Blogging is not a passing fancy or a trend for me.  I plan to blog for years to come and once I got the new name in my head the old name started to feel like one I had already grown out of.   I'm not posting as often as I used to but I'm okay with that because it's reminiscent of the old days when it was less forced and more organic.  Less about numbers and more about writing.  Looking at those photos from before blogging made me remember how excited I was just to have a place on the internet that was all my own and a time when that was the only reason anybody did it.  It reminded me of just how precious each and every photo really is and why I started blogging in the first place.  Memories are precious and writing is what I love to do.  I want to get back to that. 

Can I just say how excited I was to claim the name for all of my social media accounts without having to add any funky underscores or additional numbers?

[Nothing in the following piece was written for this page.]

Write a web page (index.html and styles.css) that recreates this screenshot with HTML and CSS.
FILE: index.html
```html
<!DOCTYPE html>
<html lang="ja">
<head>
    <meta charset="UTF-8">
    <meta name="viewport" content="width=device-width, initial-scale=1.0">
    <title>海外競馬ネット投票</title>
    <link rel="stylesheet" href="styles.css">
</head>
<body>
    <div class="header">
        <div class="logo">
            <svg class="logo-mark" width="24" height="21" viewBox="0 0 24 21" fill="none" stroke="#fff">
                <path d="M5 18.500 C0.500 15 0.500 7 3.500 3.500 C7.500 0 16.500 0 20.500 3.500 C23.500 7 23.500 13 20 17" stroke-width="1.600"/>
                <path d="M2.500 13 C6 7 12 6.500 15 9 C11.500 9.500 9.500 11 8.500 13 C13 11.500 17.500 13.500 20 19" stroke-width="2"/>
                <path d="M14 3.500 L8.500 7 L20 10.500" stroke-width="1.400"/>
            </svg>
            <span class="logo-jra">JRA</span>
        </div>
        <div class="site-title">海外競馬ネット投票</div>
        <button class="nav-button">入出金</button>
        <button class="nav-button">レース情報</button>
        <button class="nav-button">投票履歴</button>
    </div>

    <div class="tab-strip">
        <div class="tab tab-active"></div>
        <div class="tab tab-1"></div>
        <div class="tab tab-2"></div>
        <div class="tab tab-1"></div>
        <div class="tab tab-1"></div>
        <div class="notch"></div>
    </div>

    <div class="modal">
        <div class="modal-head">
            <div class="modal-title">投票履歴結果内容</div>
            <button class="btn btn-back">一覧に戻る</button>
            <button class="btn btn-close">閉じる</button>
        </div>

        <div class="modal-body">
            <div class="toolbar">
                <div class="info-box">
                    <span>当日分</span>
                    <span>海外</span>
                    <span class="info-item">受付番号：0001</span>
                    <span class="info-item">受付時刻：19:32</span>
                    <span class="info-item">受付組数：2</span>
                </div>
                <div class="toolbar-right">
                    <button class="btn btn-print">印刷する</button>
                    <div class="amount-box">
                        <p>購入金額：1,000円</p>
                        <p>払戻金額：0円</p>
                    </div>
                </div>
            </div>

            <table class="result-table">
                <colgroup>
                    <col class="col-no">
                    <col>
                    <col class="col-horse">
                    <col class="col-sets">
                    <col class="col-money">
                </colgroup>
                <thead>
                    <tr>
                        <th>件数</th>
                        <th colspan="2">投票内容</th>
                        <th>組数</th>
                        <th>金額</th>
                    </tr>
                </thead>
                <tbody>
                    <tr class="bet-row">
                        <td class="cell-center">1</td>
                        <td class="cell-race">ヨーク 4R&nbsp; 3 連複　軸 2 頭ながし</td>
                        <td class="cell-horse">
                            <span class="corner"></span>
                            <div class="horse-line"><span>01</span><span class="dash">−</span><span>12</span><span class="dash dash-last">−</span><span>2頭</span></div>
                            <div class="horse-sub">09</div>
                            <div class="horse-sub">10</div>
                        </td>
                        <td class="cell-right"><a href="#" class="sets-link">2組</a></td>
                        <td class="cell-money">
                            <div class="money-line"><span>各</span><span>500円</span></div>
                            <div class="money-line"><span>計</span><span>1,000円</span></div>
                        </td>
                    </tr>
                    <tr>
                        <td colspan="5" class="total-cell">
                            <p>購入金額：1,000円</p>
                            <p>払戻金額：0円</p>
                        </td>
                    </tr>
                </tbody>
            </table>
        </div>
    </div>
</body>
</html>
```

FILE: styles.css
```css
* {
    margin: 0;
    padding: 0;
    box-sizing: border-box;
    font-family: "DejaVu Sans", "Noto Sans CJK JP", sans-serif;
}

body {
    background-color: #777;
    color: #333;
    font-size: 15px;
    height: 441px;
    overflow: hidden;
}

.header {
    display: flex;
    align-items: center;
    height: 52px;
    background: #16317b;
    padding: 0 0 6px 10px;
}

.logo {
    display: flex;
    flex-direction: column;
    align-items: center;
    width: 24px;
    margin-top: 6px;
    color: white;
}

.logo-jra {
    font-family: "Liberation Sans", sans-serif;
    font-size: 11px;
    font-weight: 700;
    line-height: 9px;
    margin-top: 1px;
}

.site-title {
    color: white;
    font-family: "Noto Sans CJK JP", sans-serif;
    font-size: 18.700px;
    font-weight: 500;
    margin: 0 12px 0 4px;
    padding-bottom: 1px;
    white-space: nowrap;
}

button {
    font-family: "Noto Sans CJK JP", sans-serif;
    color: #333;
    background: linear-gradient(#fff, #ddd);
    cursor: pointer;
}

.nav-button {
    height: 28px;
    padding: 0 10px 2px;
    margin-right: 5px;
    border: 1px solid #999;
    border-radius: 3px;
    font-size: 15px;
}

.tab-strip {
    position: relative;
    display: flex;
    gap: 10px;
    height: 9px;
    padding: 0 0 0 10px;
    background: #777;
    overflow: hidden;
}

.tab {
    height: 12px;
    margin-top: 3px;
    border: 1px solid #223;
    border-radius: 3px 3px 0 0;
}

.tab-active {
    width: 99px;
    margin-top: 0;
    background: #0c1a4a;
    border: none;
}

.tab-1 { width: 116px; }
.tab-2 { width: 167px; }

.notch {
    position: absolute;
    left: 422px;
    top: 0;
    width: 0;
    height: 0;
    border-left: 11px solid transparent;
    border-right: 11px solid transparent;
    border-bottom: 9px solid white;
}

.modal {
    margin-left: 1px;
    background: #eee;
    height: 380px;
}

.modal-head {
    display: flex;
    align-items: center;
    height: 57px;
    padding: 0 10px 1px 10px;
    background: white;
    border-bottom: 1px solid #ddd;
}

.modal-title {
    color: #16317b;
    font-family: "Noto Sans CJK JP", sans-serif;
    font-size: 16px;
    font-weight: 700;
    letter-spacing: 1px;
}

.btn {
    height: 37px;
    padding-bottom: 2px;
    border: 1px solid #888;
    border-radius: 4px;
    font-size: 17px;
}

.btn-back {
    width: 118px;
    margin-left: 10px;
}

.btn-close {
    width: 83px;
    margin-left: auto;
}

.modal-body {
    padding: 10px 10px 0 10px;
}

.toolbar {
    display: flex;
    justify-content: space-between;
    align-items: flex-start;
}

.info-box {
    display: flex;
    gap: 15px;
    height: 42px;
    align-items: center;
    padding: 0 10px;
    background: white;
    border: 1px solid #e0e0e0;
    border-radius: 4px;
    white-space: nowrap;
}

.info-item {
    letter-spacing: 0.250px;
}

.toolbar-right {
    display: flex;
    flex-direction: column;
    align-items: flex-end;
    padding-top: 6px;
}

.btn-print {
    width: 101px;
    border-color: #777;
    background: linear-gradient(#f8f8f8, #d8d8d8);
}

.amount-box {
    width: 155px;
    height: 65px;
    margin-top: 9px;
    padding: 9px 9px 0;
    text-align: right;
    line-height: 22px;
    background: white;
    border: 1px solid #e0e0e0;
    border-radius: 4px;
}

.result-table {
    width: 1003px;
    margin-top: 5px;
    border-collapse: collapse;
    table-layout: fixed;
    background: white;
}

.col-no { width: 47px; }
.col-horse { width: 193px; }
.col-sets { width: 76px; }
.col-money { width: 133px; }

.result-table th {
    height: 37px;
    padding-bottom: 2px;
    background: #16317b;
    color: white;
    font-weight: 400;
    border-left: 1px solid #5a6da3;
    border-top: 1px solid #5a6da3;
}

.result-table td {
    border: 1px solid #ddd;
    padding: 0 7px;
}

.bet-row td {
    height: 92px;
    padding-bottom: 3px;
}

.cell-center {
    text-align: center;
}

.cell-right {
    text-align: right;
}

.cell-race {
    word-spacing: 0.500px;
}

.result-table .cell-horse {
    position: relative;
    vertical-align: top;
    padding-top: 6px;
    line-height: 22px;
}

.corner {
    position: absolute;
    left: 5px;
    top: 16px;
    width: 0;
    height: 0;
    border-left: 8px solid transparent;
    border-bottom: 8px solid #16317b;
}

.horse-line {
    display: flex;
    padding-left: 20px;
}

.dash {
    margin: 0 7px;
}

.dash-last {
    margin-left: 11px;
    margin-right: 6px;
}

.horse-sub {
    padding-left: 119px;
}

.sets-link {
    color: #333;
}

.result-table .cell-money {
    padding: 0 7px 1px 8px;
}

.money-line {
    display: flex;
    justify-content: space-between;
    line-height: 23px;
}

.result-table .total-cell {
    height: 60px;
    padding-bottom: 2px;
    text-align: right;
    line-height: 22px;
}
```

This name was just sitting there waiting for me to take it.  The only thing I have not switched over is my feed burner feed name.  I actually have twenty-one precious subscribers that I will probably lose forever if I make them update it so I'll sit on that for a minute before I make a decision.  If I know me, I'll probably end up changing it because it's going to bug the heck out of me that it doesn't match everything else.

So what's in a blog name?  Everything.  Once upon a time Mahogany Drive housed my family and everything I loved and owned.  It's also who I am.  I can't think of a better name for a blog that will continue to house my pictures, memories and thoughts for years to come.  I'm never changing my blog name again.  That's my story and I'm sticking to it.